Work required —
Skip all pictures, then print the remaining material exactly.

↓↓↓

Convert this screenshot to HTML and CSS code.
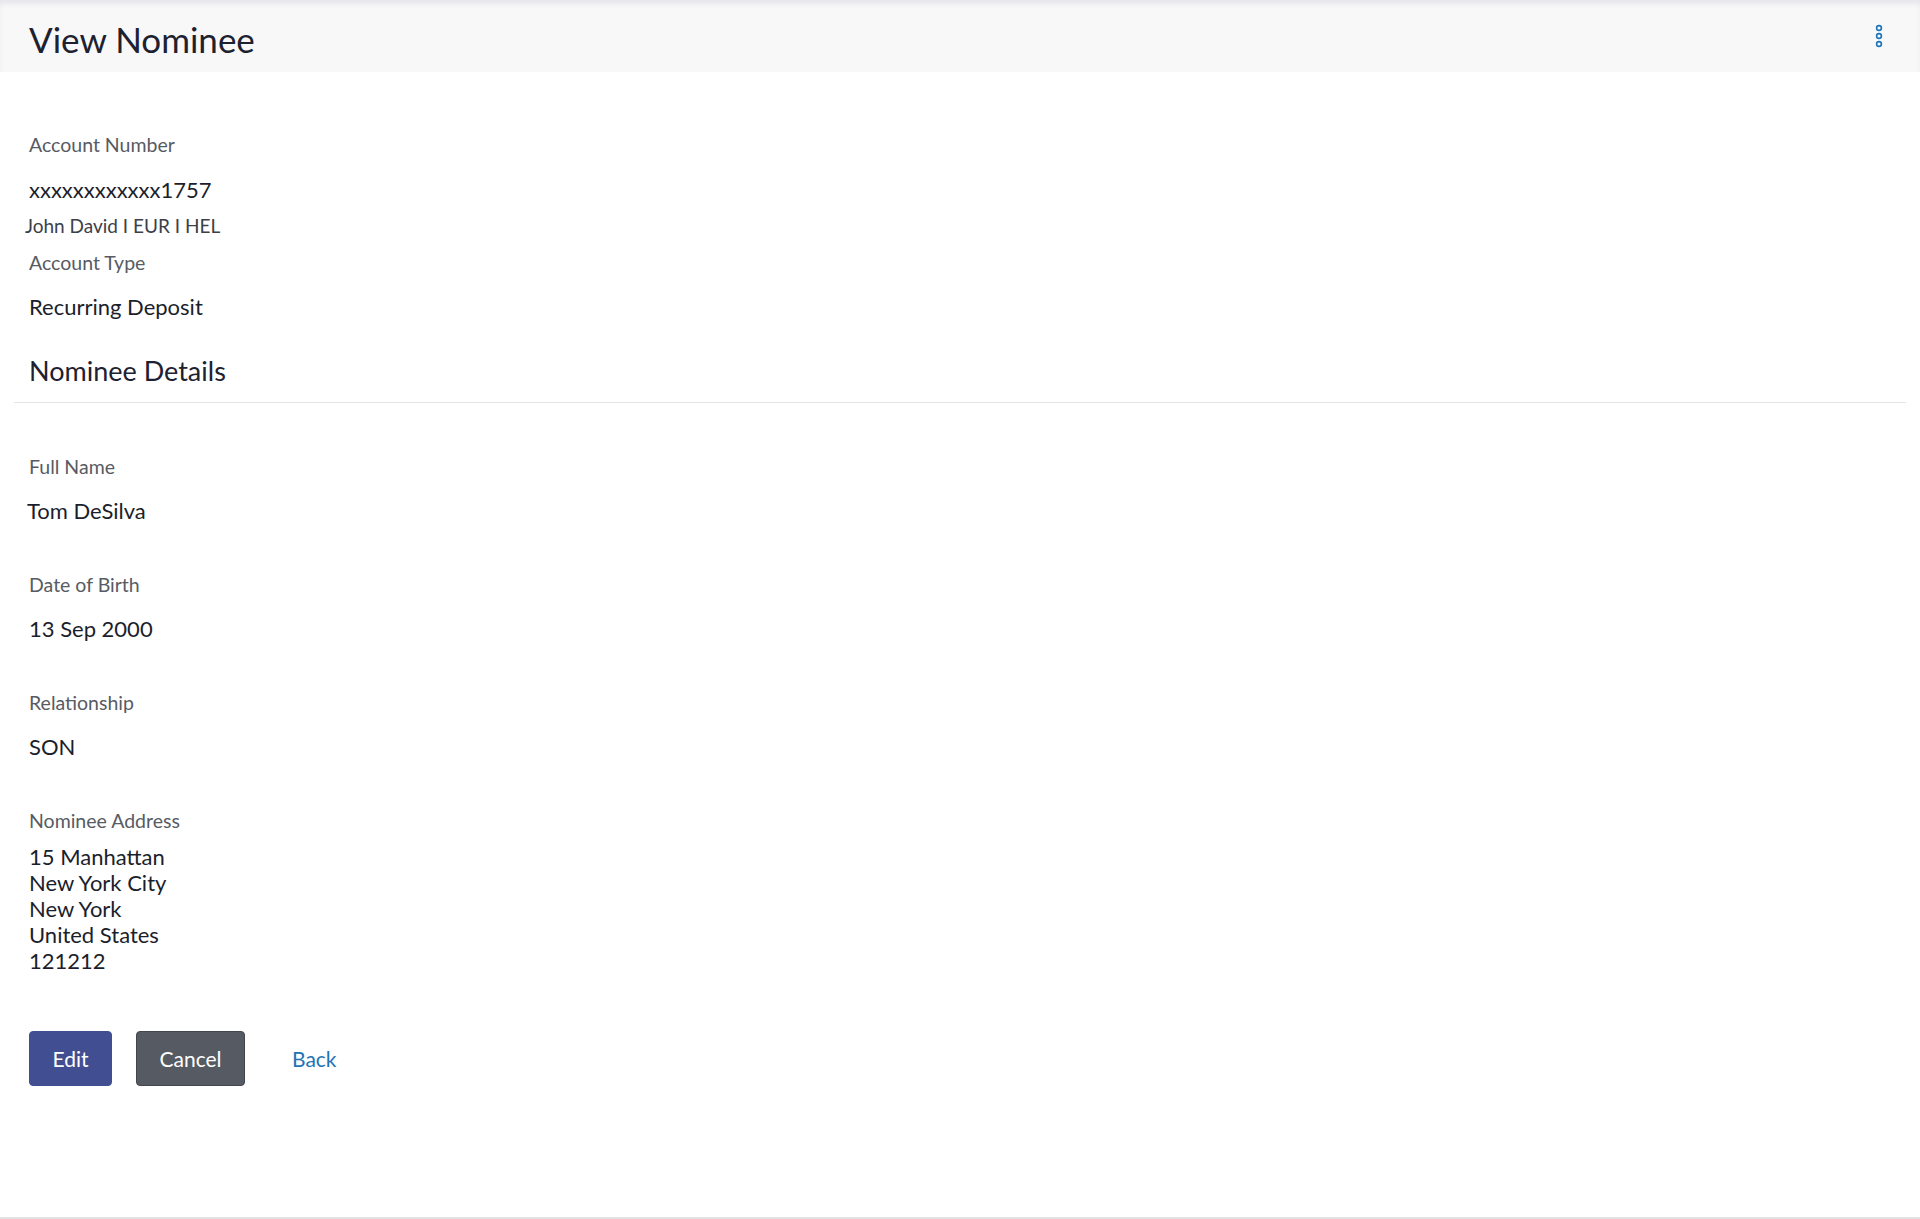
FILE: index.html
```html
<!DOCTYPE html>
<html lang="en">
<head>
<meta charset="utf-8">
<title>View Nominee</title>
<link rel="stylesheet" href="styles.css">
</head>
<body>
<header class="page-header">
  <h1 class="page-title">View Nominee</h1>
  <button class="menu-btn" aria-label="More options">
    <svg width="10" height="24" viewBox="0 0 10 24">
      <circle cx="5" cy="4" r="2.4" fill="none" stroke="#1c75bc" stroke-width="1.6"/>
      <circle cx="5" cy="12" r="2.4" fill="none" stroke="#1c75bc" stroke-width="1.6"/>
      <circle cx="5" cy="20" r="2.4" fill="none" stroke="#1c75bc" stroke-width="1.6"/>
    </svg>
  </button>
</header>
<main class="content">
  <section class="account">
    <div class="label first">Account Number</div>
    <div class="value">xxxxxxxxxxxx1757</div>
    <div class="sub">John David I EUR I HEL</div>
    <div class="label type">Account Type</div>
    <div class="value">Recurring Deposit</div>
  </section>
  <h2 class="section-title">Nominee Details</h2>
  <hr class="divider">
  <section class="nominee">
    <div class="field">
      <div class="label">Full Name</div>
      <div class="value name">Tom DeSilva</div>
    </div>
    <div class="field">
      <div class="label">Date of Birth</div>
      <div class="value">13 Sep 2000</div>
    </div>
    <div class="field">
      <div class="label">Relationship</div>
      <div class="value">SON</div>
    </div>
    <div class="field">
      <div class="label">Nominee Address</div>
      <div class="address">
        <div>15 Manhattan</div>
        <div>New York City</div>
        <div>New York</div>
        <div>United States</div>
        <div>121212</div>
      </div>
    </div>
  </section>
  <div class="actions">
    <button class="btn btn-primary">Edit</button>
    <button class="btn btn-secondary">Cancel</button>
    <a class="link-back" href="#">Back</a>
  </div>
</main>
<footer class="page-footer"></footer>
</body>
</html>
```
FILE: styles.css
```css
* { box-sizing: border-box; }
html, body { margin: 0; padding: 0; }
body {
  font-family: Lato, "Open Sans", Arial, sans-serif;
  background: #ffffff;
  color: #1b1e2b;
  width: 1920px;
  height: 1219px;
  position: relative;
  overflow: hidden;
}
.page-header {
  height: 72px;
  background: #f8f8f8;
  display: flex;
  align-items: center;
  justify-content: space-between;
  padding: 0 36px 0 29px;
  box-shadow: inset 0 5px 6px -2px #e2e2ea;
}
.page-title {
  margin: 0;
  font-weight: 400;
  font-size: 35px;
  line-height: 40px;
  color: #1d2130;
  padding-top: 6px;
}
.menu-btn {
  background: none;
  border: 0;
  padding: 0;
  margin-top: 0;
  display: flex;
}
.content { padding: 0 14px; }
.label {
  font-size: 19.5px;
  line-height: 24px;
  color: #575b63;
  padding-left: 15px;
}
.value {
  font-size: 22px;
  line-height: 26px;
  color: #1b1e2b;
  padding-left: 15px;
  margin-top: 20px;
}
.account .label.first { margin-top: 61px; }
.sub {
  font-size: 19px;
  line-height: 22px;
  color: #3c4049;
  padding-left: 11px;
  margin-top: 12px;
}
.account .label.type { margin-top: 14px; }
.account .value:last-child { margin-top: 19px; }
.section-title {
  margin: 34px 0 0;
  font-weight: 400;
  font-size: 27px;
  line-height: 34px;
  color: #1d2130;
  padding-left: 15px;
}
.divider {
  border: 0;
  height: 1px;
  background: #e4e4e4;
  margin: 14px 0 0;
}
.nominee .field { margin-top: 49px; }
.nominee .field:first-child { margin-top: 52px; }
.nominee .value { margin-top: 19px; }
.value.name { padding-left: 13px; }
.address {
  font-size: 22px;
  line-height: 26px;
  color: #1b1e2b;
  padding-left: 15px;
  margin-top: 11px;
}
.actions {
  display: flex;
  align-items: center;
  margin-top: 57px;
  padding-left: 15px;
}
.btn {
  font-family: inherit;
  font-size: 21px;
  height: 55px;
  border-radius: 4px;
  color: #ffffff;
  padding: 0 22px;
  cursor: pointer;
}
.btn-primary {
  background: #414e91;
  border: 1px solid #414e91;
  width: 83px;
}
.btn-secondary {
  background: #555a63;
  border: 1px solid #42464d;
  margin-left: 24px;
  width: 109px;
}
.link-back {
  color: #1f74b5;
  font-size: 21px;
  text-decoration: none;
  margin-left: 47px;
}
.page-footer {
  position: absolute;
  left: 0;
  right: 0;
  bottom: 0;
  height: 2px;
  background: #e2e2e2;
}
```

↑↑↑

Right answer —
Convert this screenshot to HTML and CSS code.
FILE: index.html
```html
<!DOCTYPE html>
<html lang="en">
<head>
<meta charset="utf-8">
<title>View Nominee</title>
<link rel="stylesheet" href="styles.css">
</head>
<body>
<header class="page-header">
  <h1 class="page-title">View Nominee</h1>
  <button class="menu-btn" aria-label="More options">
    <svg width="10" height="24" viewBox="0 0 10 24">
      <circle cx="5" cy="4" r="2.4" fill="none" stroke="#1c75bc" stroke-width="1.6"/>
      <circle cx="5" cy="12" r="2.4" fill="none" stroke="#1c75bc" stroke-width="1.6"/>
      <circle cx="5" cy="20" r="2.4" fill="none" stroke="#1c75bc" stroke-width="1.6"/>
    </svg>
  </button>
</header>
<main class="content">
  <section class="account">
    <div class="label first">Account Number</div>
    <div class="value">xxxxxxxxxxxx1757</div>
    <div class="sub">John David I EUR I HEL</div>
    <div class="label type">Account Type</div>
    <div class="value">Recurring Deposit</div>
  </section>
  <h2 class="section-title">Nominee Details</h2>
  <hr class="divider">
  <section class="nominee">
    <div class="field">
      <div class="label">Full Name</div>
      <div class="value name">Tom DeSilva</div>
    </div>
    <div class="field">
      <div class="label">Date of Birth</div>
      <div class="value">13 Sep 2000</div>
    </div>
    <div class="field">
      <div class="label">Relationship</div>
      <div class="value">SON</div>
    </div>
    <div class="field">
      <div class="label">Nominee Address</div>
      <div class="address">
        <div>15 Manhattan</div>
        <div>New York City</div>
        <div>New York</div>
        <div>United States</div>
        <div>121212</div>
      </div>
    </div>
  </section>
  <div class="actions">
    <button class="btn btn-primary">Edit</button>
    <button class="btn btn-secondary">Cancel</button>
    <a class="link-back" href="#">Back</a>
  </div>
</main>
<footer class="page-footer"></footer>
</body>
</html>
```
FILE: styles.css
```css
* { box-sizing: border-box; }
html, body { margin: 0; padding: 0; }
body {
  font-family: Lato, "Open Sans", Arial, sans-serif;
  background: #ffffff;
  color: #1b1e2b;
  width: 1920px;
  height: 1219px;
  position: relative;
  overflow: hidden;
}
.page-header {
  height: 72px;
  background: #f8f8f8;
  display: flex;
  align-items: center;
  justify-content: space-between;
  padding: 0 36px 0 29px;
  box-shadow: inset 0 5px 6px -2px #e2e2ea;
}
.page-title {
  margin: 0;
  font-weight: 400;
  font-size: 35px;
  line-height: 40px;
  color: #1d2130;
  padding-top: 6px;
}
.menu-btn {
  background: none;
  border: 0;
  padding: 0;
  margin-top: 0;
  display: flex;
}
.content { padding: 0 14px; }
.label {
  font-size: 19.5px;
  line-height: 24px;
  color: #575b63;
  padding-left: 15px;
}
.value {
  font-size: 22px;
  line-height: 26px;
  color: #1b1e2b;
  padding-left: 15px;
  margin-top: 20px;
}
.account .label.first { margin-top: 61px; }
.sub {
  font-size: 19px;
  line-height: 22px;
  color: #3c4049;
  padding-left: 11px;
  margin-top: 12px;
}
.account .label.type { margin-top: 14px; }
.account .value:last-child { margin-top: 19px; }
.section-title {
  margin: 34px 0 0;
  font-weight: 400;
  font-size: 27px;
  line-height: 34px;
  color: #1d2130;
  padding-left: 15px;
}
.divider {
  border: 0;
  height: 1px;
  background: #e4e4e4;
  margin: 14px 0 0;
}
.nominee .field { margin-top: 49px; }
.nominee .field:first-child { margin-top: 52px; }
.nominee .value { margin-top: 19px; }
.value.name { padding-left: 13px; }
.address {
  font-size: 22px;
  line-height: 26px;
  color: #1b1e2b;
  padding-left: 15px;
  margin-top: 11px;
}
.actions {
  display: flex;
  align-items: center;
  margin-top: 57px;
  padding-left: 15px;
}
.btn {
  font-family: inherit;
  font-size: 21px;
  height: 55px;
  border-radius: 4px;
  color: #ffffff;
  padding: 0 22px;
  cursor: pointer;
}
.btn-primary {
  background: #414e91;
  border: 1px solid #414e91;
  width: 83px;
}
.btn-secondary {
  background: #555a63;
  border: 1px solid #42464d;
  margin-left: 24px;
  width: 109px;
}
.link-back {
  color: #1f74b5;
  font-size: 21px;
  text-decoration: none;
  margin-left: 47px;
}
.page-footer {
  position: absolute;
  left: 0;
  right: 0;
  bottom: 0;
  height: 2px;
  background: #e2e2e2;
}
```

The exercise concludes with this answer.